Femtosecond studies of electron tunneling at metal-dielectric interfaces Original Research Article

Femtosecond time-resolved two-photon photoemission spectrocopy (TPPE) has been used to measure the lifetimes of image potential electrons at alkane mono- and bilayers on Ag(111). The n = 1 lifetimes for zero, one, and two layers of n-heptane on Ag(111) are 32 ± 10 fs, 155 ± 20 fs, and 1580 ± 200 fs, respectively. This approximately exponential increase in lifetime is consistent with a tunneling picture in which the adlayer forms a barrier that slows the decay of an image potential electron back into the metal. The existence of the tunneling barrier is consistent with the repulsive electron affinity of the longer chain n-alkanes in the condensed phase.
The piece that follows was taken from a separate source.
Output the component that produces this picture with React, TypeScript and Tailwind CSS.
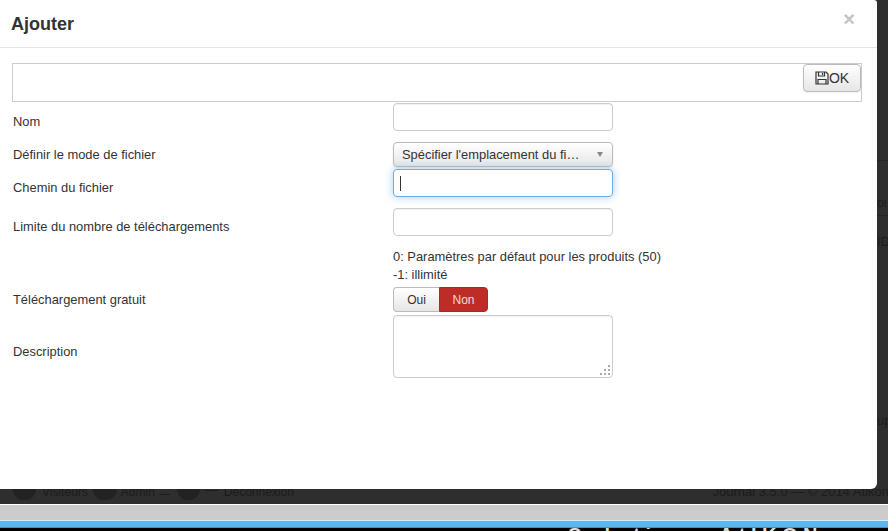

The lifetimes of the higher quantum states indicate that the presence of the monolayer significantly reduces coupling of the image states to the bulk band structure, so that further changes in lifetime are determined by the adlayer barrier and an attempt rate related to the classical oscillation time in the modified image potential well. These results are compared with quantitative predictions of a model by Cole which considers the tunneling barrier presented by the layer and the effect of the layer on the attempt rate. These results are considered in the context of previous TPPE studies of metal-insulator interfaces.